Chris Okasaki said...

rgrig: Good point. The situations where students are most likely to go down this path are exactly those where the size is static, such as 6 for the numbers on dice, or 4/6 for directions in a square/hex grid.

Greg D said...

Now that you mention it, I remember the exact assignment where I was taught not to fear arrays. It was in an early programming class at the university and we were writing some cute little card game that played itself. I created my "Player" class, but instead of making an array of Players or a container of Players, I created 4 instances and (predictably) called them Player1 through Player4.

The instructor only docked me minor points for the mistake (if any), but I remember the large, red circle around those declarations with the words: "When you use names like this, you should probably use an array instead."

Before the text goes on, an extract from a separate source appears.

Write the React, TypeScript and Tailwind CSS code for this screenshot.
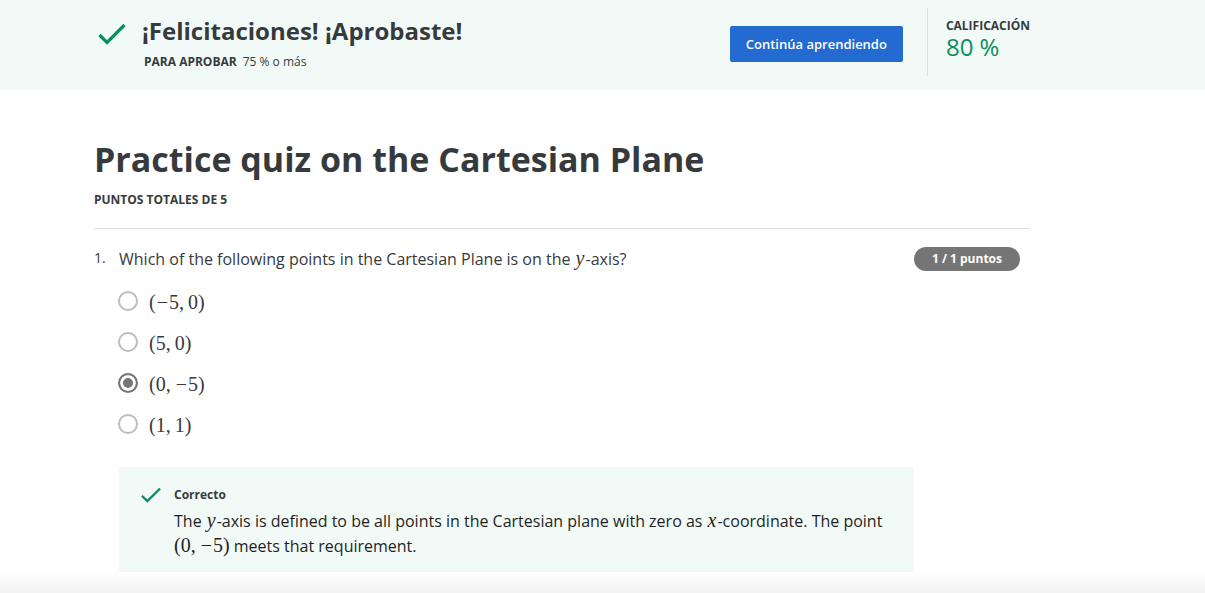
import type { ReactNode } from "react";

function Check({ className }: { className: string }) {
  return (
    <svg viewBox="0 0 28 22" fill="none" stroke="#0a8f5c" strokeWidth="3.2" className={className} aria-hidden="true">
      <path d="M1.5 12 L9 19.5 L26.5 2" />
    </svg>
  );
}

function MathVar({ children }: { children: ReactNode }) {
  return <i className="mx-px font-['Liberation_Serif',serif] text-xl leading-none">{children}</i>;
}

function Coord({ value }: { value: number }) {
  return (
    <>
      {value < 0 && <span className="mx-px">−</span>}
      {Math.abs(value)}
    </>
  );
}

function Point({ x, y }: { x: number; y: number }) {
  return (
    <span className="inline-flex gap-1 font-['Liberation_Serif',serif] text-xl leading-none whitespace-nowrap">
      <span>
        (<Coord value={x} />,
      </span>
      <span>
        <Coord value={y} />)
      </span>
    </span>
  );
}

const options = [
  { x: -5, y: 0 },
  { x: 5, y: 0 },
  { x: 0, y: -5 },
  { x: 1, y: 1 },
];

export default function App() {
  return (
    <div className="flex min-h-screen flex-col bg-white font-['Open_Sans',sans-serif] text-[#373a3c]">
      <header className="flex items-start bg-[#f2faf8] pt-2 pr-[175px] pb-3.5 pl-[98px]">
        <Check className="mt-[15px] w-7 shrink-0" />
        <div className="ml-4 flex-1 pt-[5px]">
          <h1 className="text-2xl leading-9 font-bold">¡Felicitaciones! ¡Aprobaste!</h1>
          <p className="mt-[3px] ml-0.5 text-xs leading-5">
            <strong className="mr-1.5 font-bold">PARA APROBAR</strong>75 % o más
          </p>
        </div>
        <button type="button" className="mt-[18px] h-9 rounded-xs bg-[#246bd1] px-4 pt-0.5 text-[13px] font-semibold text-white">
          Continúa aprendiendo
        </button>
        <div className="ml-6 h-[68px] border-l border-[#dddddd] pt-2 pl-[18px]">
          <p className="text-xs leading-5 font-bold">CALIFICACIÓN</p>
          <p className="text-2xl leading-[22px] text-[#0a8f5c]">80 %</p>
        </div>
      </header>

      <main className="pt-[45px] pr-[175px] pl-[94px]">
        <h2 className="text-[34px] leading-12 font-bold">Practice quiz on the Cartesian Plane</h2>
        <p className="mt-[7px] text-xs leading-5 font-bold">PUNTOS TOTALES DE 5</p>
        <hr className="mt-[18px] border-[#dddddd]" />

        <section className="flex pt-[18px] pr-2.5">
          <span className="w-[25px] shrink-0 text-sm leading-[22px]">1.</span>
          <fieldset className="min-w-0 flex-1">
            <legend className="text-base leading-6">
              Which of the following points in the Cartesian Plane is on the <MathVar>y</MathVar>-axis?
            </legend>
            <div className="flex flex-col gap-[17px] pt-[18px]">
              {options.map((o, i) => (
                <label key={i} className="flex h-6 items-center gap-[11px] self-start">
                  <input
                    type="radio"
                    name="answer"
                    defaultChecked={i === 2}
                    className="-ml-px size-5 appearance-none rounded-full border-2 border-[#bdbdbd] bg-white checked:border-[#757575] checked:bg-[#757575] checked:shadow-[inset_0_0_0_3px_white]"
                  />
                  <span className="flex pt-0.5">
                    <Point x={o.x} y={o.y} />
                  </span>
                </label>
              ))}
            </div>
            <div className="mt-[31px] flex bg-[#f2faf8] pt-[18px] pr-5 pb-[13px] pl-[21px]">
              <Check className="mt-0.5 h-4 w-[22px] shrink-0" />
              <div className="ml-3">
                <h3 className="text-xs leading-5 font-bold">Correcto</h3>
                <p className="mt-1 text-base leading-[25px] text-[#1f1f1f]">
                  The <MathVar>y</MathVar>-axis is defined to be all points in the Cartesian plane with zero as{" "}
                  <MathVar>x</MathVar>-coordinate. The point <Point x={0} y={-5} /> meets that requirement.
                </p>
              </div>
            </div>
          </fieldset>
          <span className="h-6 w-[106px] shrink-0 rounded-full bg-[#757575] text-center text-xs leading-6 font-bold text-white">
            1 / 1 puntos
          </span>
        </section>
      </main>
      <div className="min-h-5 flex-1 bg-linear-to-b from-white to-[#f2f2f2]" />
    </div>
  );
}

Thanks, Prof! I don't believe I've made that mistake since. :)

Epic Fail Guy said...

you can balance the two approaches by creating an array and then indexing it with a sequence of constants that have some meaning to you, e.g. array[ONES], array[TWOS], etc. However, I would rarely use that.

Raoul Duke said...

(a) the fear of collapsing the if/else into a single array update might be similar to people being freaked out by higher-order stuff in other languages. since it is all about the (a1) power and (a2) syntax of being able to collapse a long-winded something down to something concise. it takes a while for the brain to grok that. i mean, i audited a general relativity course and damned if i can comprehend einstein summation notation yet. nor am i able to really "do" haskell.

(b) perhaps anybody trying to teach could take advantage of what the commenters have said here, and motivate something like arrays by these horrible alternatives: show that one aspect of using arrays is to be able to be working at an ever-so-slightly higher level of abstraction which translates into rather large ASCII reduction, which has the potential to make code better?